Overall, Congress approved $3.7 billion in credits or loans so that Israel could buy U.S. arms between 1950 and 1974, making Israel the third largest purchaser of U.S. arms in the world (behind Iran and Germany). In straight economic aid, Congress provided Israel with $1.2 billion from 1953 through 1973. Until the 1973 war it merely asked to buy the weaponry rather than expecting it as a gift. Since that war, the U.S. has been providing military aid without repayment.

Was that remarkable legislative record the work of the Jewish lobby? What is it and how does it work? Some Senators, whose lonely votes were cast in vain against the lobby's wishes, including former Senator J. William Fulbright and South Dakota Senator James Abourezk (a Lebanese American and a Christian who is the only Arab in the Senate), see it as an overpoweringly efficient steamroller. Those who have championed its causes tend to view it as an amorphous, largely spontaneous expression of diverse Jewish groups and individuals who respond quickly and spiritedly to issues about which they feel deeply.

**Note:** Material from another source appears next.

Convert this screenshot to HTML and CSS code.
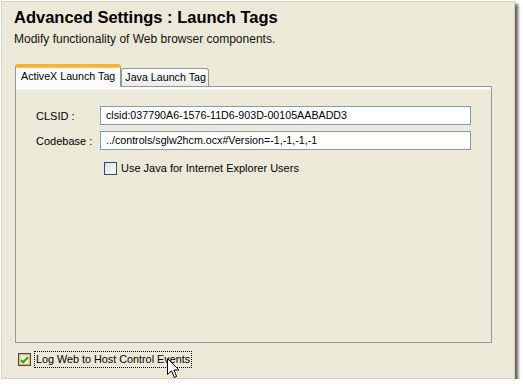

Both perceptions are partly correct. The lobby in practice is a blend of a well-staffed professional nucleus in Washington and the normally undirected but highly effective outpouring of articulate and intense sentiment from Jews throughout the nation. Jewish contributions to political campaigns also build influential allegiances with legislators and other officeholders. The money can be pivotal in launching a new political career but is rarely critical to re-election except in states where Jews are heavily concentrated, especially New York and California.

The organized Washington operation is carried out by the American Israel Public Affairs Committee, the only group formally registered to lobby on behalf of legislation affecting Israel. Some 12,000 members throughout the nation last year contributed $400,000 to its budget--a sum substantially larger than the budgets of most major lobbying groups. That money supports AIPAC's savvy eleven-member staff (average salary: about $15,000). A separate budget of $200,000 pays for an informative newsletter, Near East Report, which is distributed to some 30,000 subscribers, including Congressmen and other policymakers. The staff was directed since its founding in 1954 by I.L. ("Si") Kenen, 70, a Canadian-born lawyer and former Cleveland journalist who often downplayed his influence. "I rarely go to the Hill," he said recently. "There is so much support for Israel that I don't have to."

With his contacts, of course, Kenen did not have to depend on a lot of legwork in Congress; friendly phone calls would often do the job. But his staff does scurry all over Capitol Hill when a key vote is pending. Kenen stepped aside early this year to reduce his workload. The new executive director is Morris J. Amitay, 38, a former foreign service officer and assistant to Senator Abraham Ribicoff. While with Ribicoff, the energetic Amitay was influential in pushing Jackson's proposed help for Soviet Jews. One key to AIPAC's effectiveness is that the leaders of a number of major national Jewish organizations sit on its executive committee.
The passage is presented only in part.